Erdoğan and U.N. Secretary-General Antonio Guterres proved the above principle to be true in real life when they successfully facilitated the creation of a "grain corridor" in the Black Sea. Türkiye has never recognized the Russian moves violating Ukraine's territorial integrity but never turned a deaf ear to the Russian worries either. Nehru and his colleagues at NAM had refused to listen to what both sides were trying to say during the Korean War. They had said that drawing on the principles agreed at the Bandung Conference in 1955, NAM would not get involved in that war. "Getting involved in a war” does not necessarily mean neighbors joining the fighting on one side. We are living in a design in which there are multiple objects on our left and right and we have to line both them and ourselves up in a common position.
The most common principle that the U.N. – as a forum for a continuously changing world – should recognize is this new concept of alignment: Not non-involvement but the role of honest intermediaries. As the sole forum of nations, the U.N. has been forced to redefine itself and reinvent its purpose in the current world system as NAM had done.
Türkiye has been a member of NATO for 70 years now and has been seeking to be a full member of the European Union for 60 years. This shouldn’t (and doesn’t) make it blindly follow Washington’s or Brussels' policies. If nations accept that the U.N. is the only mechanism we have in this perilous world, then sharing the responsibility that those five nations with veto power hold at the Security Council based on regional neighborhoods of nations, the unintended (or long prepared and calculated) military conflicts could be solved.

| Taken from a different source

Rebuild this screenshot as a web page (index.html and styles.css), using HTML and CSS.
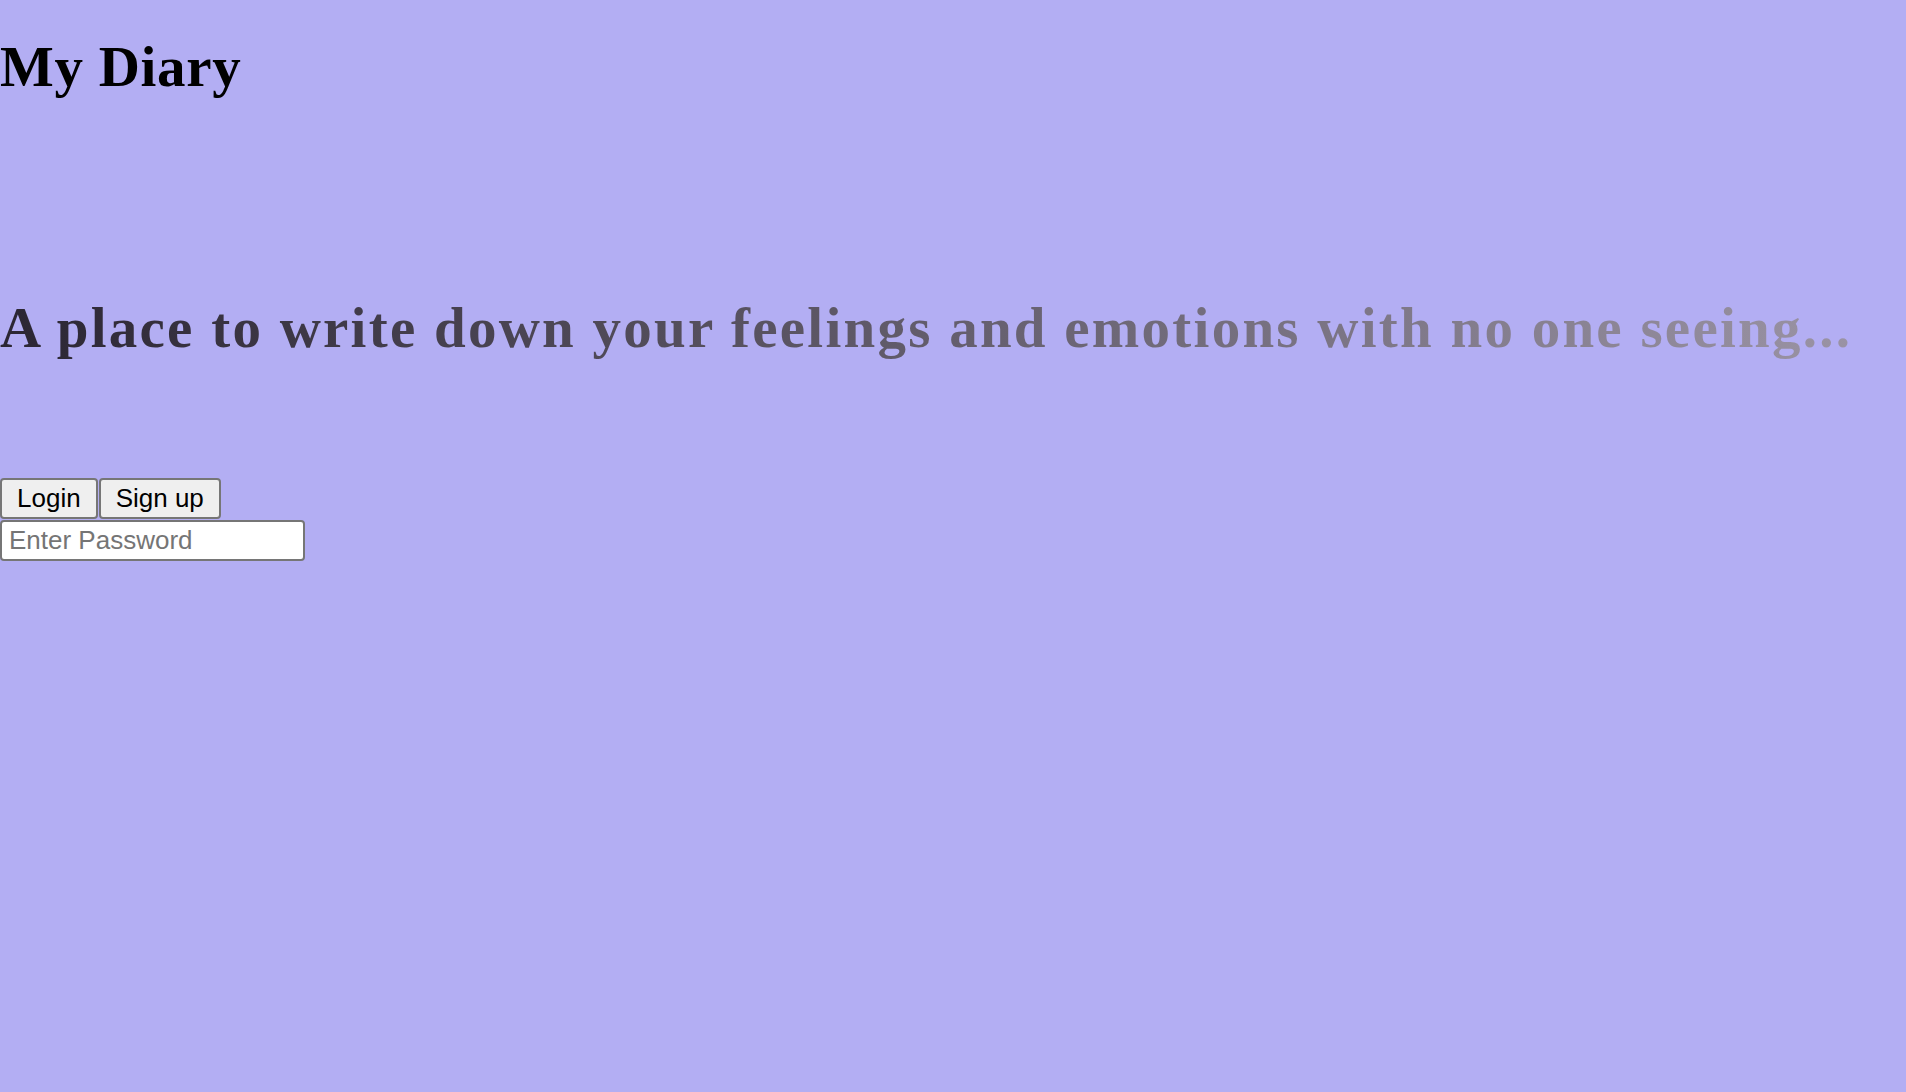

If we adopt what Erdoğan says for his country: “We are part of the world; neither East nor West,” we begin acting as a body responsible for its own health today and in the future.
Tito, Nehru and Nasser’s five principles are very much alive today as they had guided several nations for many years. We have also learned that alignments, alliances and the fear they create are also very much real. We have to see that the U.N. unites us under its roof. All we need is to get it working to create a fairer world.